Detection – Organizations must implement measures to continuously monitor system and business activity to detect privacy breaches or attempted breaches as they occur. This includes monitoring and audit of user access by personnel including employees, contractors and other authorized agents, monitoring and audit of access or attempted access by external malicious agents, and receiving complaints from individuals that might indicate that a breach has occurred.

Response – Once detected, the organization must effectively respond to the breach. Any staff member or agent who becomes aware of a breach, or suspects that a breach may have occurred, must immediately notify their manager, privacy officer or other designated official. Staff must be trained on how to recognize and report a breach.

Upon notification of a breach, the privacy officer should initiate the breach management protocol. The privacy officer may form an Incident Response Team comprised of organizational officials who will be responsible for managing and coordinating the process to plan, execute and report on the observed or suspected breach. Where there may be a risk of litigation, fines or censure under privacy law you will need to engage legal counsel to provide advice as you respond to the incident

Containment – Immediately upon determining that a privacy breach has occurred, the privacy officer must take measures to contain the incident. Measures may include suspending access to users who may have been party to the incident, requiring authorized users to change their passwords, and even temporarily shutting
down the system.

Immediately upon determining that a privacy breach has occurred, the privacy officer must secure all audit logs and any other evidence associated with the incident and take measures to mitigate any harm to individuals as a result of the breach.

Notification – where is has been determined that a breach of PHI has occurred, the organization must comply with applicable laws for breach notification. Depending on the jurisdiction, this may include notification to individuals, healthcare providers, regulators (e.g. privacy commissioners) in some cases the media.

Keep in mind that once notified, your clients or regulator may initiate their own investigations that will require your cooperation and involvement.

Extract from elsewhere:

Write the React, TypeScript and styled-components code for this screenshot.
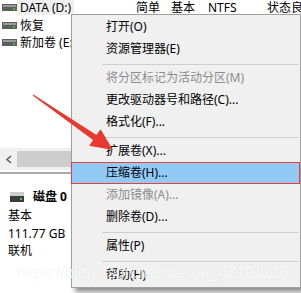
import React from "react";
import styled, { createGlobalStyle } from "styled-components";

const GlobalStyle = createGlobalStyle`
  html, body { margin: 0; padding: 0; background: #fff; }
  body { font-family: "Noto Sans", "Noto Sans CJK SC", sans-serif; }
`;

const Screen = styled.div`
  position: relative;
  width: 301px;
  height: 293px;
  overflow: hidden;
  background: #fff;
  font-family: "Noto Sans", "Noto Sans CJK SC", sans-serif;
  font-size: 12px;
  color: #000;
  display: flex;
  flex-direction: column;
`;

const VolumeList = styled.div`
  display: flex;
  flex-direction: column;
  height: 148px;
`;

const VolumeRow = styled.div`
  display: grid;
  grid-template-columns: 136px 35px 37px 59px 1fr;
  height: 17.5px;
  align-items: start;
  white-space: nowrap;
  overflow: hidden;
`;

const NameCell = styled.div`
  display: flex;
  align-items: center;
  padding-left: 2px;
  height: 15px;
`;

const NameLabel = styled.span<{ $selected?: boolean }>`
  padding: 0 3px;
  height: 15px;
  line-height: 16px;
  background: ${(p) => (p.$selected ? "#efefef" : "transparent")};
`;

const Cell = styled.span`
  line-height: 16px;
  overflow: hidden;
`;

const HScrollbar = styled.div`
  display: flex;
  align-items: center;
  height: 22px;
  background: #f0f0f0;
`;

const ScrollArrow = styled.div`
  width: 17px;
  height: 15px;
  display: flex;
  align-items: center;
  justify-content: center;
`;

const ScrollThumb = styled.div`
  width: 200px;
  height: 16px;
  background: #cdcdcd;
`;

const PaneSplitter = styled.div`
  margin-top: 2px;
  height: 2px;
  background: #a9a9a9;
`;

const DiskSection = styled.div`
  display: flex;
  flex-direction: column;
  padding-top: 14px;
`;

const DiskHeader = styled.div`
  display: flex;
  align-items: center;
  gap: 9px;
  padding-left: 10px;
  height: 18px;
`;

const DiskTitle = styled.span`
  font-weight: 700;
  line-height: 18px;
`;

const DiskInfo = styled.div`
  display: flex;
  flex-direction: column;
  padding-left: 8px;
  margin-top: 1px;
`;

const InfoLine = styled.span`
  height: 17.5px;
  line-height: 17.5px;
`;

const ContextMenu = styled.div`
  position: absolute;
  left: 71px;
  top: 14px;
  width: 230px;
  box-sizing: border-box;
  background: #f0f0f0;
  border: 1px solid #a0a0a0;
  box-shadow: 4px 4px 5px rgba(0, 0, 0, 0.45);
  padding: 1px 0;
  display: flex;
  flex-direction: column;
`;

const MenuItem = styled.div<{ $disabled?: boolean; $active?: boolean }>`
  position: relative;
  height: 22px;
  line-height: 22px;
  padding-left: 34px;
  white-space: nowrap;
  color: ${(p) => (p.$disabled ? "#8d8d8d" : "#000")};
  background: ${(p) => (p.$active ? "#91c9f7" : "transparent")};

  ${(p) =>
    p.$active &&
    `
    &::after {
      content: "";
      position: absolute;
      left: -1px;
      right: 0;
      top: 0;
      bottom: 0;
      border: 1.5px solid #e8413c;
    }
  `}
`;

const MenuSeparator = styled.div`
  height: 1px;
  margin: 4px 2px 2px 30px;
  background: #cfcfcf;
`;

const Overlay = styled.svg`
  position: absolute;
  left: 0;
  top: 0;
  pointer-events: none;
`;

const Watermark = styled.div`
  position: absolute;
  left: 17px;
  top: 265px;
  font-family: "Liberation Sans", Arial, sans-serif;
  font-size: 16px;
  line-height: 16px;
  color: rgba(255, 255, 255, 0.8);
  text-shadow: 0 0 1px rgba(0, 0, 0, 0.08);
  white-space: nowrap;
  pointer-events: none;
`;

const DriveGlyph = () => (
  <svg width="15" height="7" viewBox="0 0 15 7">
    <rect x="0" y="0" width="15" height="7" fill="#5e5e5e" />
    <rect x="1" y="1" width="13" height="2" fill="#9a9a9a" />
    <rect x="11" y="4" width="2" height="2" fill="#3ec23e" />
  </svg>
);

const DiskGlyph = () => (
  <svg width="14" height="10" viewBox="0 0 14 10">
    <rect x="0" y="0" width="14" height="5" fill="#cfcfcf" />
    <rect x="0" y="4" width="14" height="6" fill="#3b3b3b" />
    <rect x="10" y="6" width="2" height="2" fill="#4cd04c" />
  </svg>
);

const volumes = [
  { name: "DATA (D:)", selected: true, cols: ["简单", "基本", "NTFS", "状态良好"] },
  { name: "恢复", selected: false, cols: ["简单", "基本", "NTFS", "状态良好"] },
  { name: "新加卷 (E:)", selected: false, cols: ["简单", "基本", "NTFS", "状态良好"] },
];

type Entry =
  | { kind: "item"; label: string; disabled?: boolean; active?: boolean }
  | { kind: "sep" };

const menu: Entry[] = [
  { kind: "item", label: "打开(O)" },
  { kind: "item", label: "资源管理器(E)" },
  { kind: "sep" },
  { kind: "item", label: "将分区标记为活动分区(M)", disabled: true },
  { kind: "item", label: "更改驱动器号和路径(C)..." },
  { kind: "item", label: "格式化(F)..." },
  { kind: "sep" },
  { kind: "item", label: "扩展卷(X)..." },
  { kind: "item", label: "压缩卷(H)...", active: true },
  { kind: "item", label: "添加镜像(A)...", disabled: true },
  { kind: "item", label: "删除卷(D)..." },
  { kind: "sep" },
  { kind: "item", label: "属性(P)" },
  { kind: "sep" },
  { kind: "item", label: "帮助(H)" },
];

export default function App() {
  return (
    <>
      <GlobalStyle />
      <Screen>
        <VolumeList>
          {volumes.map((v) => (
            <VolumeRow key={v.name}>
              <NameCell>
                <DriveGlyph />
                <NameLabel $selected={v.selected}>{v.name}</NameLabel>
              </NameCell>
              {v.cols.map((c, i) => (
                <Cell key={i}>{c}</Cell>
              ))}
            </VolumeRow>
          ))}
        </VolumeList>
        <HScrollbar>
          <ScrollArrow>
            <svg width="8" height="9" viewBox="0 0 8 9">
              <path d="M6 1 L2 4.5 L6 8" fill="none" stroke="#606060" strokeWidth="1.6" />
            </svg>
          </ScrollArrow>
          <ScrollThumb />
        </HScrollbar>
        <PaneSplitter />
        <DiskSection>
          <DiskHeader>
            <DiskGlyph />
            <DiskTitle>磁盘 0</DiskTitle>
          </DiskHeader>
          <DiskInfo>
            <InfoLine>基本</InfoLine>
            <InfoLine>111.77 GB</InfoLine>
            <InfoLine>联机</InfoLine>
          </DiskInfo>
        </DiskSection>

        <ContextMenu>
          {menu.map((e, i) =>
            e.kind === "sep" ? (
              <MenuSeparator key={i} />
            ) : (
              <MenuItem key={i} $disabled={e.disabled} $active={e.active}>
                {e.label}
              </MenuItem>
            )
          )}
        </ContextMenu>

        <Watermark>https://blog.csdn.net/weixin_43191108</Watermark>

        <Overlay width="301" height="293" viewBox="0 0 301 293">
          <polygon
            points="32.7,95.4 93.1,140 89.1,145.8 113,150 100.5,129.3 96.5,135 33.3,94.6"
            fill="#e8392f"
          />
        </Overlay>
      </Screen>
    </>
  );
}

Investigation – Once a privacy breach has been appropriately contained, it should be investigated by the Incident Response Team. The investigation will identify the root cause of the breach as well as the information assets, individual(s)/organization(s), and IT systems and hardware involved in the incident or breach. Evidence will be collected to support the investigation and remediation activities.

Remediation – Based on the findings of the investigation, the Incident Response Team will determine short-term and long-term remediation strategies which should be documented in a Privacy Breach Management Report. The report, including the recommendations emanating from the investigation, should be approved by the CEO or other designated executive and implemented within the stated timeframe.

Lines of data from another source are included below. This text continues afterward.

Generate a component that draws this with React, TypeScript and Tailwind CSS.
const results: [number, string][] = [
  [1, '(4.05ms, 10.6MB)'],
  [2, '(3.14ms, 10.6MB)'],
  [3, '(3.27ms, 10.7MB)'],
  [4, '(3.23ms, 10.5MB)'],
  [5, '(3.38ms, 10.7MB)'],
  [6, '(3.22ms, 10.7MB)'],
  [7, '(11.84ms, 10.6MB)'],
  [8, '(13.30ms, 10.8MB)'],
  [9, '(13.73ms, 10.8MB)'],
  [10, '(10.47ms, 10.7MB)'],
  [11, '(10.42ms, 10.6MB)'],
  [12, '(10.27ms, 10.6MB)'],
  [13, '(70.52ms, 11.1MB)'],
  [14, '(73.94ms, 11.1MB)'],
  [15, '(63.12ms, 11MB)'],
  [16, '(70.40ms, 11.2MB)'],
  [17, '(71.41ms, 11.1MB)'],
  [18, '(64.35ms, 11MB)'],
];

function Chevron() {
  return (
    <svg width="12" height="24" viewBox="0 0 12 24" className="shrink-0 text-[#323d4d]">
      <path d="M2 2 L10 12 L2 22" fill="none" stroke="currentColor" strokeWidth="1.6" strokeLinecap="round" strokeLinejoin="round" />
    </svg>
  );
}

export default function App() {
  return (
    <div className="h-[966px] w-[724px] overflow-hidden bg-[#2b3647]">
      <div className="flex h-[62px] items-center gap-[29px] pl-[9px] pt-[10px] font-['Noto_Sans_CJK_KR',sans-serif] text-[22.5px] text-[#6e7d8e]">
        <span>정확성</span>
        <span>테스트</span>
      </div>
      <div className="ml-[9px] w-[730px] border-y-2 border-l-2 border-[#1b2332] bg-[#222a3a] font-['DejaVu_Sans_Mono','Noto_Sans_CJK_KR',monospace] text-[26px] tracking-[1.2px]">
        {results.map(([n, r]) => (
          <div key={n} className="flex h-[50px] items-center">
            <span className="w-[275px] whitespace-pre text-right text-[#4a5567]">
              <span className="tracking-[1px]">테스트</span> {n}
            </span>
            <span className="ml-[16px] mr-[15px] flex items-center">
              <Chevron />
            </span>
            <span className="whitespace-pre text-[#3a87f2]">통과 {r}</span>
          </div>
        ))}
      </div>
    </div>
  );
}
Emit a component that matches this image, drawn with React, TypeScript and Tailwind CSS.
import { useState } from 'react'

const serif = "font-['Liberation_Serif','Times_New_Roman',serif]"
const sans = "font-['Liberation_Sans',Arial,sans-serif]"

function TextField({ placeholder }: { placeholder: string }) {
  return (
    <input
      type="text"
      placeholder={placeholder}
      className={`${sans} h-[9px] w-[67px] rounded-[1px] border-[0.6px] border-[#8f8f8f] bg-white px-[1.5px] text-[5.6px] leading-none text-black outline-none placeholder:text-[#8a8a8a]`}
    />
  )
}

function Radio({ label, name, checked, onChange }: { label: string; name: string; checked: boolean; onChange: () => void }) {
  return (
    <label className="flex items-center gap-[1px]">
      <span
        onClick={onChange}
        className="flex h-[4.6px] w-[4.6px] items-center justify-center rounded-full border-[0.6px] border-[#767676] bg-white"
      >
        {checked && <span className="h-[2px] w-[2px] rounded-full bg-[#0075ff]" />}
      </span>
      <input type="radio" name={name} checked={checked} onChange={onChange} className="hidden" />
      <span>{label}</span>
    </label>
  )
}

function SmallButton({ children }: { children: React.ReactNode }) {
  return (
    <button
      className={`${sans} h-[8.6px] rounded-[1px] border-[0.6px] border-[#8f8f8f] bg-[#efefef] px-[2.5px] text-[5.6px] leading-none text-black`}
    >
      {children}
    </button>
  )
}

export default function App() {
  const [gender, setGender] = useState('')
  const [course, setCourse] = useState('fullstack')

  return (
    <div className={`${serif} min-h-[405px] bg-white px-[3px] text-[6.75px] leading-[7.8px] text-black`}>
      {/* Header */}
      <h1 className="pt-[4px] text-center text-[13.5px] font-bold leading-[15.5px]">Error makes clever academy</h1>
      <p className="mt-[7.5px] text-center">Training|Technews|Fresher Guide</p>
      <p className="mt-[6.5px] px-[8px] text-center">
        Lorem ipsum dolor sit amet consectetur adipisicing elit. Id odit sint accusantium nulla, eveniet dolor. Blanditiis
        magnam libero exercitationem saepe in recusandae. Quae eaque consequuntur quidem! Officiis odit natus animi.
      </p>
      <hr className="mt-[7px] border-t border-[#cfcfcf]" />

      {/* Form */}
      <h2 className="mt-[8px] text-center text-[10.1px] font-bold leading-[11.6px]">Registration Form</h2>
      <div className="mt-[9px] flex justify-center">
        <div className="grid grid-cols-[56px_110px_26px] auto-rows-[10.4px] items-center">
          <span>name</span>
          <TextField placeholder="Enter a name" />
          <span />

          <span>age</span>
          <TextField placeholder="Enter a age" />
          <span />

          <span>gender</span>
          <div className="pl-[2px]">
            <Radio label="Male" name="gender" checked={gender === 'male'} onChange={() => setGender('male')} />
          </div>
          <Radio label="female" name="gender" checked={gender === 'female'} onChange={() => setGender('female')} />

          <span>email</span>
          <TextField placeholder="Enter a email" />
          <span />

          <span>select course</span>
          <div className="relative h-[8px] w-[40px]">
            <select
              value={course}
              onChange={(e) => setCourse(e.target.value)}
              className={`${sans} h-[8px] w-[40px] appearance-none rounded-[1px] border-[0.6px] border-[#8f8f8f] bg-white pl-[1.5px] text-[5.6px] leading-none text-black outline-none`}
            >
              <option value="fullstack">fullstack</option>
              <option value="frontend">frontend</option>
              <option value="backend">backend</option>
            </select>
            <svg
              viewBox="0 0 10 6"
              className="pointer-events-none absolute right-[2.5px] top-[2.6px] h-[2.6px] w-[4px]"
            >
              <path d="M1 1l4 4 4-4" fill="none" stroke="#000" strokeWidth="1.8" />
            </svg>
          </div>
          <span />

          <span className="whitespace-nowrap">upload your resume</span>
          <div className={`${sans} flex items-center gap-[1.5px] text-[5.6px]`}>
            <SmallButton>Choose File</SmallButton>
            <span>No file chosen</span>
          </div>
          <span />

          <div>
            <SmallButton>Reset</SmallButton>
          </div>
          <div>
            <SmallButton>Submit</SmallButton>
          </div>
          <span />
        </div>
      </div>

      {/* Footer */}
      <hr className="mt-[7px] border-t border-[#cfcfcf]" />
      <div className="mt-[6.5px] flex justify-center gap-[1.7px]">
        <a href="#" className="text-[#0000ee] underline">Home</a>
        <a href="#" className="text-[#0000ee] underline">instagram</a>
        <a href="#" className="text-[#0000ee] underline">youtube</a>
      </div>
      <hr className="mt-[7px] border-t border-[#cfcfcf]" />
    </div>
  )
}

Once you have established your breach management protocol, you will need to ensure that everyone in the organization knows their role and how to respond in the event of breach. Your privacy and security awareness training program for all staff members should include how to recognize and report a breach. It is recommended that members of your Incident Response Team receive specific training about the breach management protocol and participate in “tabletop” exercises where the team works through case studies of privacy breaches that may occur in your organization.

It’s only a matter of time before you experience your first privacy breach. It behooves us to do everything we can to prevent a breach from occurring. However, in the final analysis we will not be judged on the fact that a breach occurred, but rather on our response to the breach and our ability to mitigate any harm.